There is an additional source of variation that may account for intra-party divergences in attitudes towards devolution that is related to the specific nature of the territorial cleavage in Spain. According to what we define as the territorial cleavage hypothesis, we may expect differences across parliamentary elites to be accounted for by type of region. A straightforward prediction is to expect representatives from historical regions to hold stronger preferences for devolution than politicians who reside in ordinary regions. When the process of devolution kicked off with the approval of the Constitution in 1978 (which regulated the institutional paths to access autonomy), a group of regions became the front-runners in advocating access to autonomy with the highest levels of authority, namely Catalonia, Basque Country, Andalusia and Galicia. These regions accessed autonomy through a fast-track process, which granted them higher levels of self-rule. In regions such as Catalonia, Basque Country and Galicia (which had approved their “Statutes of Autonomy” before the Civil War broke out in 1936) access to autonomy involved the restoration of self-rule that was thwarted by the break out of Civil War in 1936. In Catalonia and the Basque Country, the more intense preferences towards devolution exhibited at the onset of the democratic period have persisted through the existence of strong identity-based parties that have had a very prominent role both at the regional and national level. The literature shows that the presence of dominant nationalist parties and the resulting centrifugal push of political competition are crucial factors in fuelling heterogeneous preferences over devolution (Brancati, 2004, 2006). Certainly, nationalist parties in Catalonia and the Basque Country have succeeded in establishing the territorial cleavage as the central issue of competition in the regional arena and in triggering reforms in fiscal and political federal arrangements. As a result of these historical legacies and subsequent competition dynamics, we expect political representatives in historical regions, particularly in regions where nationalist parties have dominated electoral competition, to exhibit stronger preferences for devolution than elites from ordinary regions (H2).
The political and organisational trajectories of state-wide parties as well as each party’s political discourse on decentralisation may moderate the potential explanatory power of the institutional and territorial cleavage.

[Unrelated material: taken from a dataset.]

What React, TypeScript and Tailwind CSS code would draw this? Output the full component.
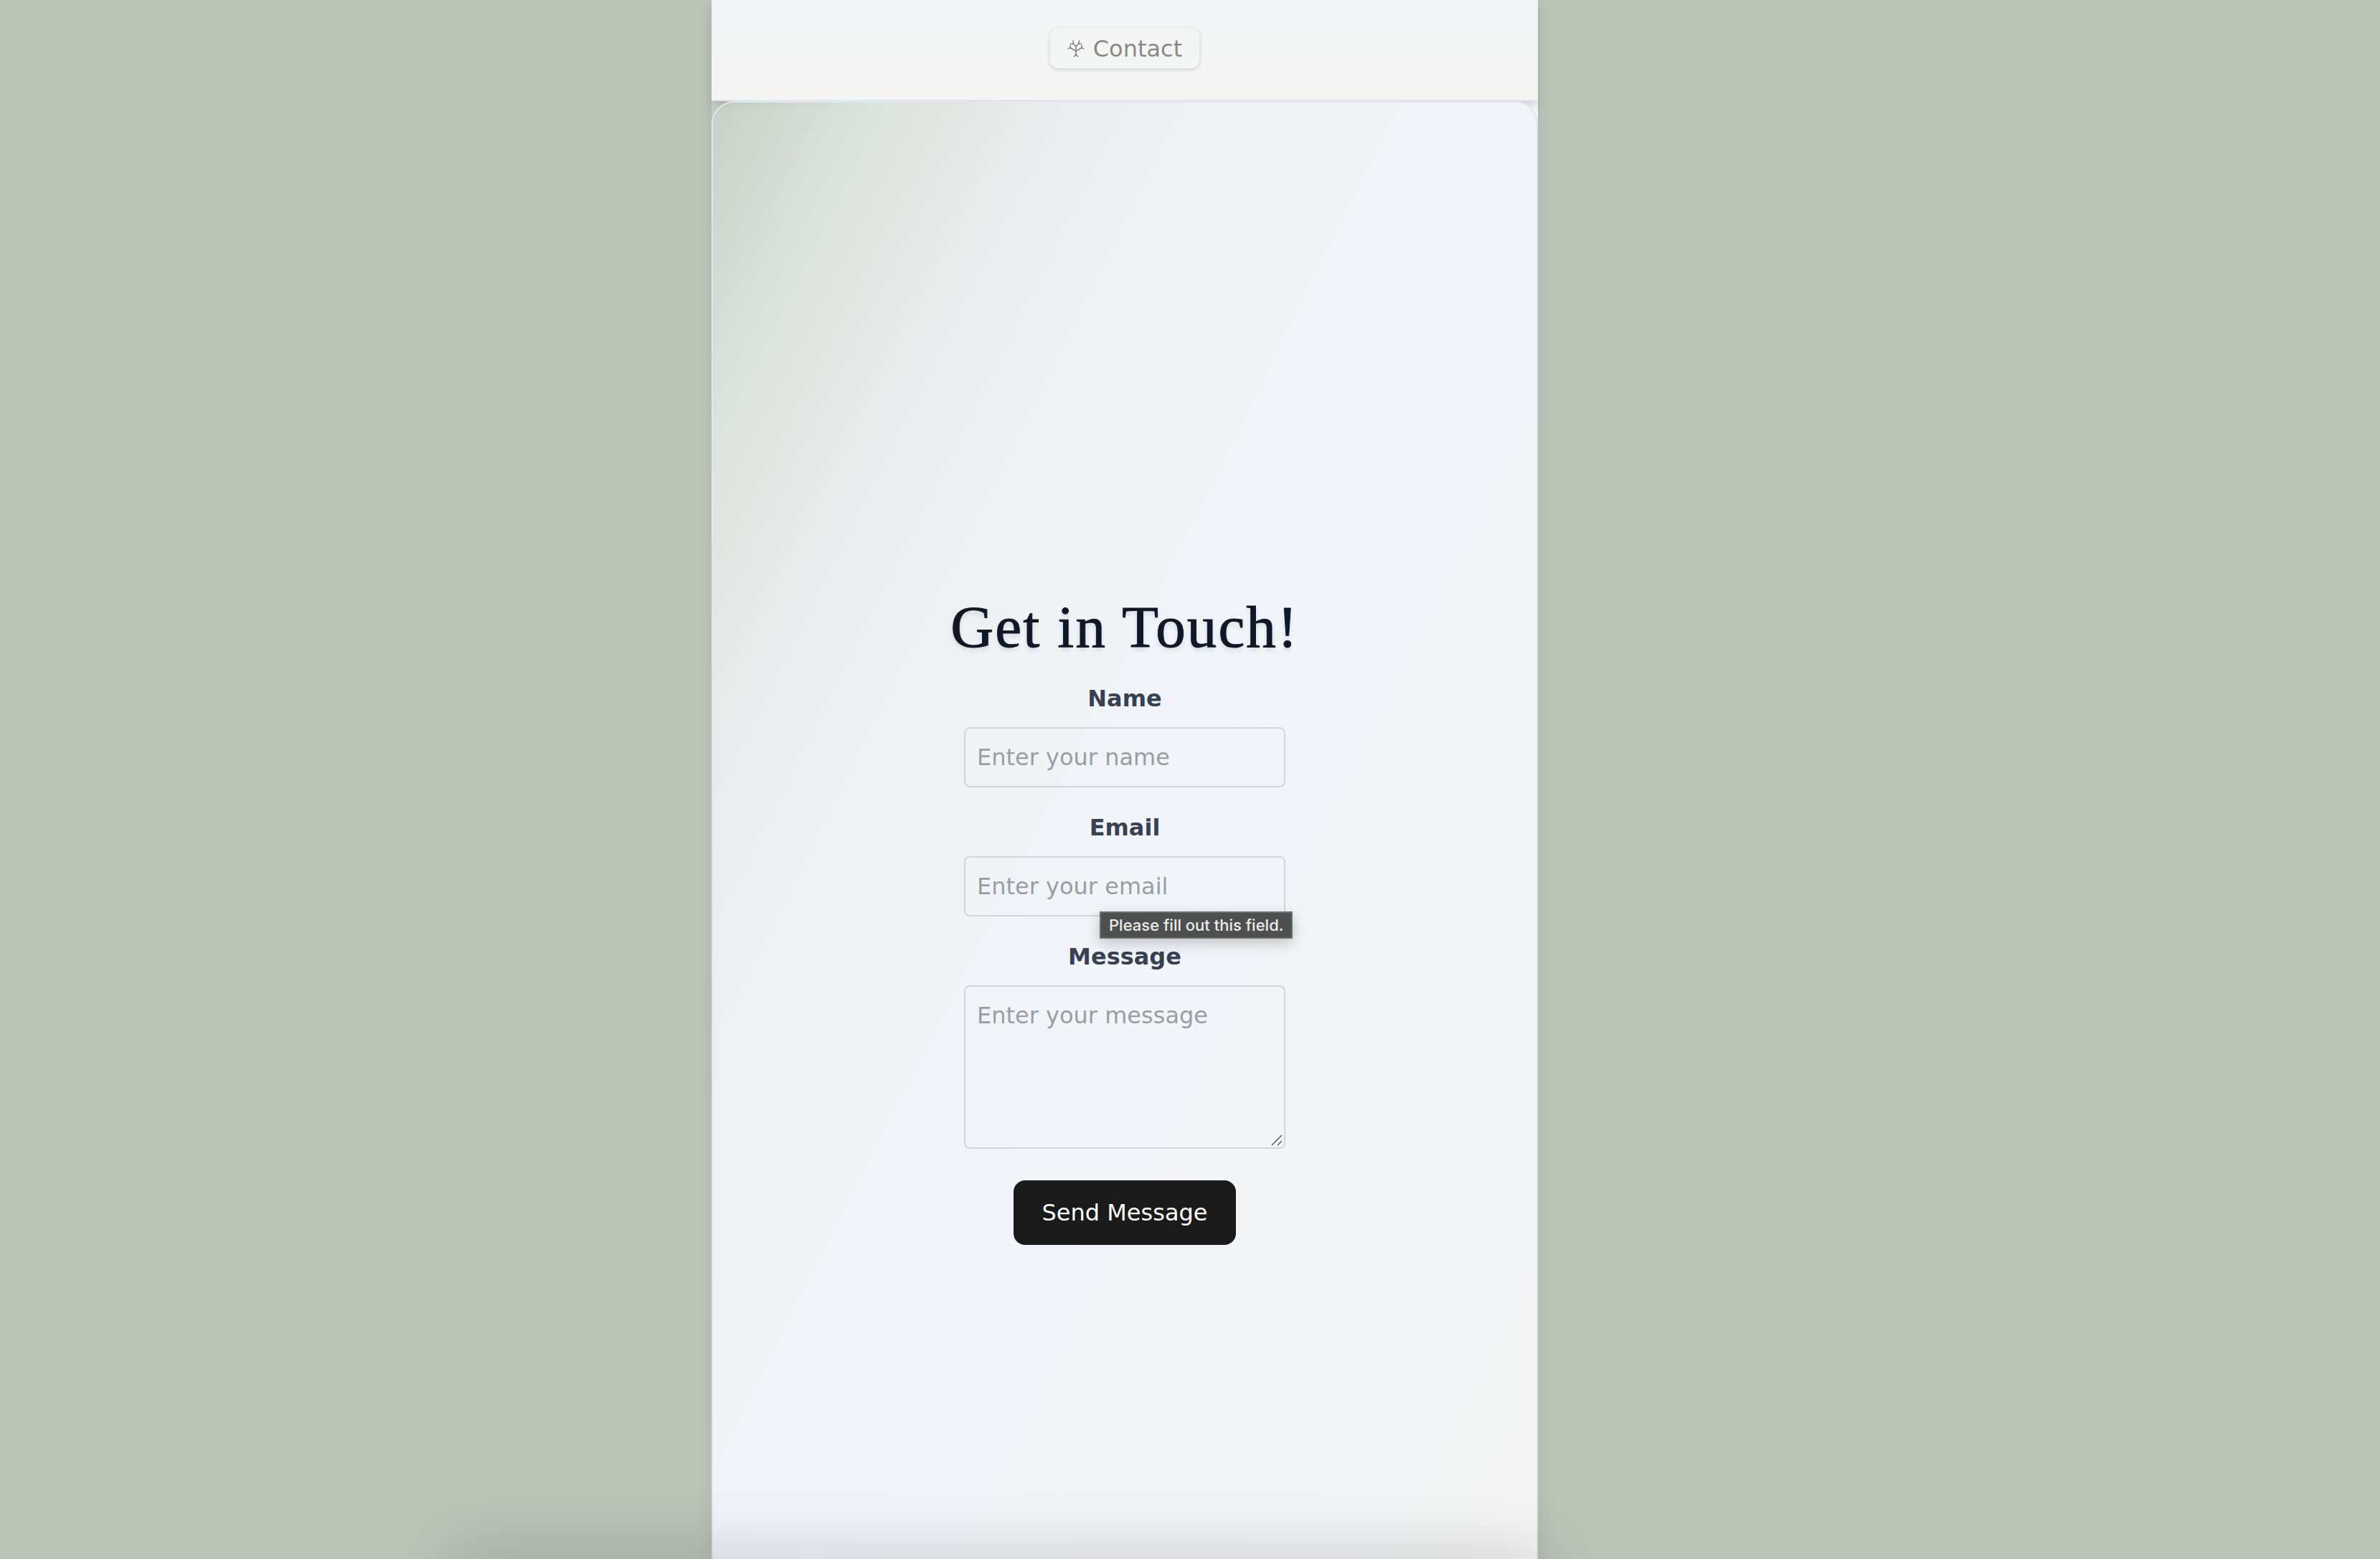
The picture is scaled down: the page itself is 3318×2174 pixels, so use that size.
import React from "react";

const fieldClass =
  "block w-full rounded-lg border-2 border-gray-300 bg-transparent px-4 py-4 text-[32px] leading-[48px] text-gray-700 placeholder:text-[#989fa4] placeholder:opacity-100";
const labelClass = "mb-4 block text-center text-[32px] leading-[48px] font-bold text-[#374151]";

function TreeIcon() {
  return (
    <svg
      viewBox="0 0 72 72"
      className="h-6 w-6"
      fill="none"
      stroke="currentColor"
      strokeWidth="5"
      strokeLinecap="round"
      strokeLinejoin="round"
      aria-hidden="true"
    >
      <path d="M36 27v33M36 60l-8 9M36 60l8 9" />
      <path d="M36 46L14 33L4 35M14 33L11 22" />
      <path d="M36 46L58 33L68 35M58 33L61 22" />
      <path d="M36 27L26 16L14 15M26 16L24 3" />
      <path d="M36 27L46 16L58 15M46 16L50 3" />
    </svg>
  );
}

export default function App() {
  return (
    <div className="relative flex min-h-screen justify-center overflow-hidden bg-[#bcc4b8] pr-[182px] font-['Verdana','DejaVu_Sans',sans-serif]">
      <div className="flex w-full max-w-6xl flex-col bg-linear-to-r from-[#c6cec4] to-[#f4f5f6] shadow-[0_8px_24px_rgba(0,0,0,0.08)]">
        <nav className="flex justify-center border-b-2 border-[#e1e6ef] bg-linear-to-b from-[#f4f5f7] to-[#f5f5f4] pt-[39px] pb-11 shadow-[0_8px_12px_-4px_rgba(0,0,0,0.18)]">
          <a
            href="#contact"
            className="flex items-center gap-3 rounded-xl bg-[#f4f6f5] px-6 pt-0.5 text-[32px] leading-[54px] text-[#8b8984] shadow-[0_2px_6px_rgba(0,0,0,0.15)]"
          >
            <TreeIcon />
            Contact
          </a>
        </nav>
        <main
          id="contact"
          className="flex flex-1 flex-col items-center rounded-t-[32px] border-2 border-b-0 border-[#e1e6ef] bg-[linear-gradient(to_bottom_right,#cad2c799_0%,#dce2dd_10%,#e6eae9_18%,#ecf0f1_27%,#f0f4f7_38%,#f1f5fa_50%,#f3f4f7_70%,#f5f5f4_100%)] bg-[size:100%_2286px] px-8 pt-[691px]"
        >
          <h1 className="mb-9 text-center font-['Georgia','Liberation_Serif',serif] text-[83px] leading-[80px] tracking-wide text-gray-900 [-webkit-text-stroke:1px_currentColor] [text-shadow:0_4px_6px_rgba(0,0,0,0.12)]">
            Get in Touch!
          </h1>
          <form className="flex w-full max-w-md flex-col items-center gap-8">
            <div className="w-full">
              <label htmlFor="name" className={labelClass}>
                Name
              </label>
              <input id="name" type="text" placeholder="Enter your name" className={fieldClass} />
            </div>
            <div className="relative w-full">
              <label htmlFor="email" className={labelClass}>
                Email
              </label>
              <input id="email" type="email" placeholder="Enter your email" className={fieldClass} />
              <div
                role="tooltip"
                className="absolute top-[141px] left-[189px] border-2 border-[#6d6e6e] bg-[#4e4f4f] px-[11px] font-['Inter',sans-serif] text-[22px] leading-[34px] font-medium whitespace-nowrap text-[#ececea] shadow-[0_6px_20px_rgba(0,0,0,0.22)]"
              >
                Please fill out this field.
              </div>
            </div>
            <div className="w-full">
              <label htmlFor="message" className={labelClass}>
                Message
              </label>
              <div className="relative">
                <textarea
                  id="message"
                  rows={4}
                  placeholder="Enter your message"
                  className={`${fieldClass} resize-none`}
                />
                <svg viewBox="0 0 16 16" className="absolute right-1 bottom-1 h-4 w-4" stroke="#4b4e52" strokeWidth="1.3" aria-hidden="true">
                  <path d="M1 15L15 1M9 15L15 9" />
                </svg>
              </div>
            </div>
            <button type="submit" className="mt-3 rounded-2xl bg-[#1a1a1a] px-[39px] py-[21px] text-[32px] leading-[48px] text-white">
              Send Message
            </button>
          </form>
        </main>
      </div>
      <div className="pointer-events-none absolute -bottom-10 left-[19%] h-10 w-[46%] shadow-[0_0_90px_0_rgba(0,0,0,0.26)]" />
    </div>
  );
}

There is actually a certain correlation between PP’s and PSOE’s political discourse on decentralisation and their organisational structures. The PSOE’s structure certainly reflects upon the territorial cleavage. The party adopted a federal structure with regional branches in each Autonomous Community, whereas in Catalonia the regional branch remains an independent party that is federated to the PSOE. In addition, the historical distribution of electoral support in national elections across territories has contributed to enhancing the power of the Socialist Party of Catalonia as well as the party’s regional branches in Andalusia and the Basque Country. The territorial distribution of votes, the increasing power of regional branches within the party organisation since the mid-1990s as well as the electoral threat from regionalist parties in the Basque Country and Catalonia loom large in explaining the gradual impulse of the Socialist Party towards a federalist agenda, particularly in periods where the party has been in opposition at the national level (Alonso, 2012; Verge, 2013). Accordingly, we expect the territorial cleavage to have a more prominent role than the institutional cleavage in explaining heterogeneity in preferences towards devolution among Socialist representatives.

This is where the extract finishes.